Karibbean Vibez Radio Network (KVRN)
We talk a lot these days about “independent women” — women who pay their own bills, make their own moves, and don’t need anyone to complete them. And that’s powerful — independence is something to be proud of.
But here’s a question we don’t ask enough:
If independence means “I don’t need anyone,” how can you truly share your life with someone else?
See, independence in its purest form means self-sufficiency — standing on your own, emotionally, financially, mentally. But relationships — real ones — are built on interdependence: two people choosing to rely on and care for each other, not because they have to, but because they want to.
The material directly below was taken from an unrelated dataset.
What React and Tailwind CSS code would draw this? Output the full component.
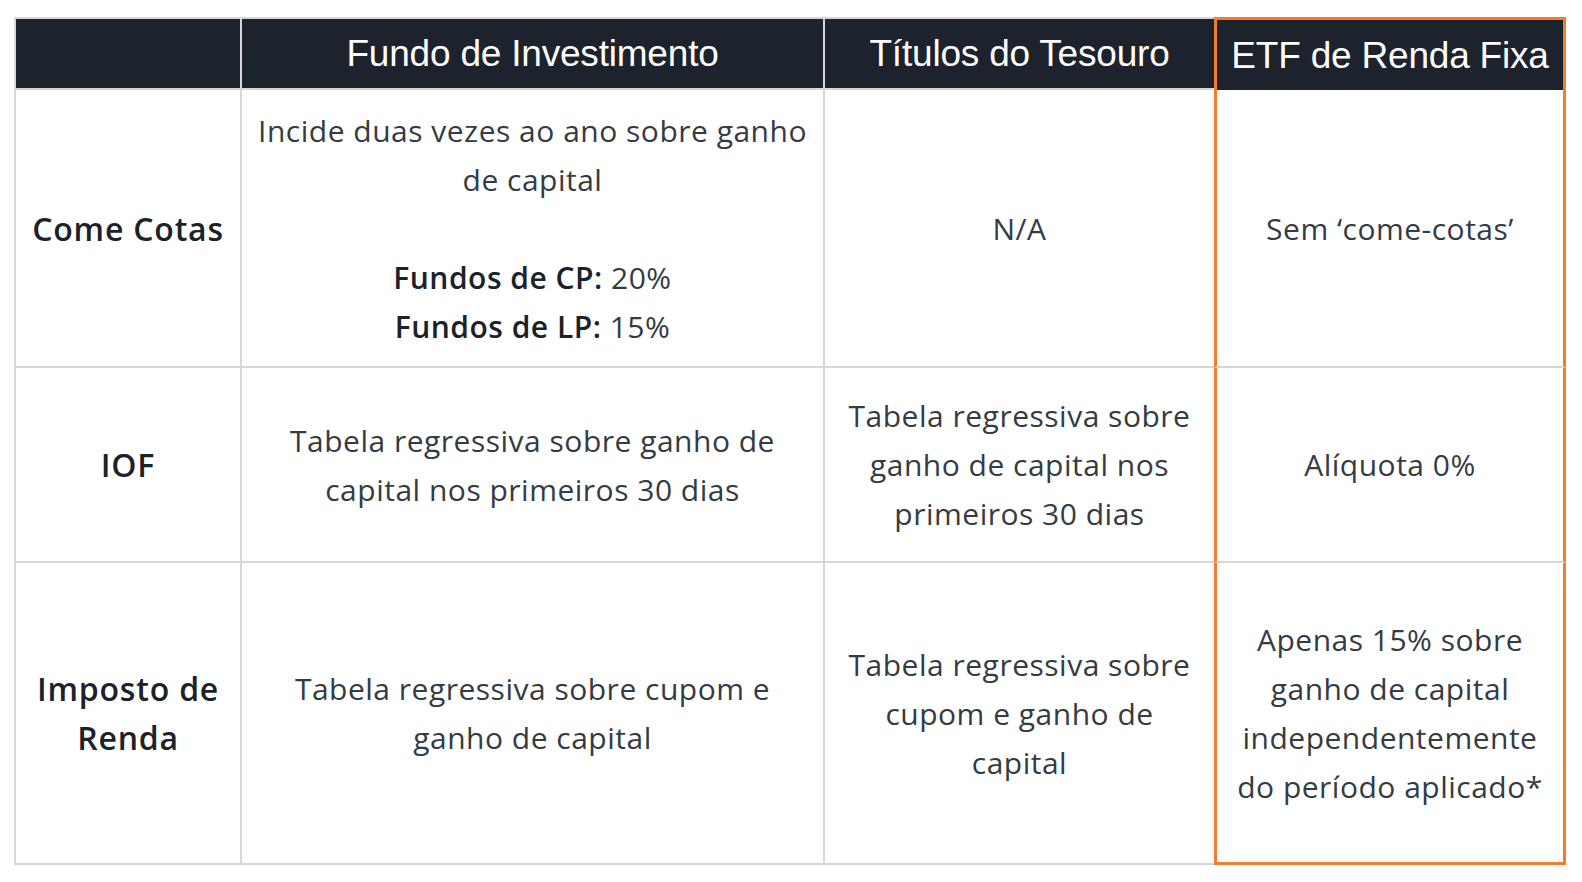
const body = "font-['Open_Sans',sans-serif] text-[30px] leading-[49px] tracking-[0.5px] text-[#343b42]";
const head = "font-['Liberation_Sans',Arial,sans-serif] text-[37px] tracking-[-0.2px] text-white";

const Cell = ({ children, className = '' }) => (
  <div className={`flex items-center justify-center text-center px-2 border-[#d6d6d6] ${className}`}>
    {children}
  </div>
);

const Label = ({ children }) => (
  <span className="font-semibold text-[#1c2229]">{children}</span>
);

const RowLabel = ({ children }) => (
  <span className="font-semibold text-[32px] tracking-[0.8px] text-[#1c2229]">{children}</span>
);

export default function App() {
  return (
    <div className="w-[1582px] h-[882px] bg-white pt-[17px] pl-[14px]">
      <div
        className={`grid grid-cols-[228px_583px_389px_352px] grid-rows-[73px_278px_195px_302px] w-[1552px] ${body}`}
      >
        {/* cabeçalho */}
        <Cell className="bg-[#1d232c] border-t-2 border-l-2 border-b-2 border-r-2" />
        <Cell className={`bg-[#1d232c] border-t-2 border-b-2 border-r-2 ${head}`}>Fundo de Investimento</Cell>
        <Cell className={`bg-[#1d232c] border-t-2 border-b-2 ${head}`}>Títulos do Tesouro</Cell>
        <Cell className={`bg-[#1d232c] border-[3px] border-b-0 border-[#f47c2c] ${head}`}>ETF de Renda Fixa</Cell>

        {/* Come Cotas */}
        <Cell className="border-l-2 border-r-2 border-b-2"><RowLabel>Come Cotas</RowLabel></Cell>
        <Cell className="border-r-2 border-b-2">
          <div>
            Incide duas vezes ao ano sobre ganho<br />de capital<br /><br />
            <Label>Fundos de CP:</Label> 20%<br />
            <Label>Fundos de LP:</Label> 15%
          </div>
        </Cell>
        <Cell className="border-b-2">N/A</Cell>
        <Cell className="border-l-[3px] border-r-[3px] border-l-[#f47c2c] border-r-[#f47c2c] border-b-2">Sem ‘come-cotas’</Cell>

        {/* IOF */}
        <Cell className="border-l-2 border-r-2 border-b-2"><RowLabel>IOF</RowLabel></Cell>
        <Cell className="border-r-2 border-b-2">
          <div>Tabela regressiva sobre ganho de<br />capital nos primeiros 30 dias</div>
        </Cell>
        <Cell className="border-b-2">
          <div>Tabela regressiva sobre<br />ganho de capital nos<br />primeiros 30 dias</div>
        </Cell>
        <Cell className="border-l-[3px] border-r-[3px] border-l-[#f47c2c] border-r-[#f47c2c] border-b-2">Alíquota 0%</Cell>

        {/* Imposto de Renda */}
        <Cell className="border-l-2 border-r-2 border-b-2">
          <RowLabel>Imposto de<br />Renda</RowLabel>
        </Cell>
        <Cell className="border-r-2 border-b-2">
          <div>Tabela regressiva sobre cupom e<br />ganho de capital</div>
        </Cell>
        <Cell className="border-b-2">
          <div>Tabela regressiva sobre<br />cupom e ganho de<br />capital</div>
        </Cell>
        <Cell className="border-[3px] border-t-0 border-[#f47c2c]">
          <div>Apenas 15% sobre<br />ganho de capital<br />independentemente<br />do período aplicado*</div>
        </Cell>
      </div>
    </div>
  );
}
So sometimes when someone says, “I don’t need a man,” or constantly reminds others how “independent” she is, it can send the wrong signal — not confidence, but distance. It can sound less like empowerment and more like a wall.
And let’s be honest — most men aren’t intimidated by that. They’re just not interested in trying to build a connection with someone who seems to have no room for partnership. What some call intimidation is often just disinterest. Nobody — man or woman — wants to feel unnecessary.
Many men admire strength, ambition, and self-respect — those qualities are attractive. But when independence turns into self-centeredness or superiority, it shifts the energy. It stops being “I can hold my own” and starts sounding like “I’m above you.” That’s where the disconnect happens.
True strength doesn’t mean shutting people out — it means knowing you could stand alone but choosing to share your life anyway. Because even the strongest among us still crave love, respect, and connection.
So maybe the goal isn’t to be independent in the absolute sense — maybe it’s to be balanced. Strong enough to stand alone, humble enough to stand together.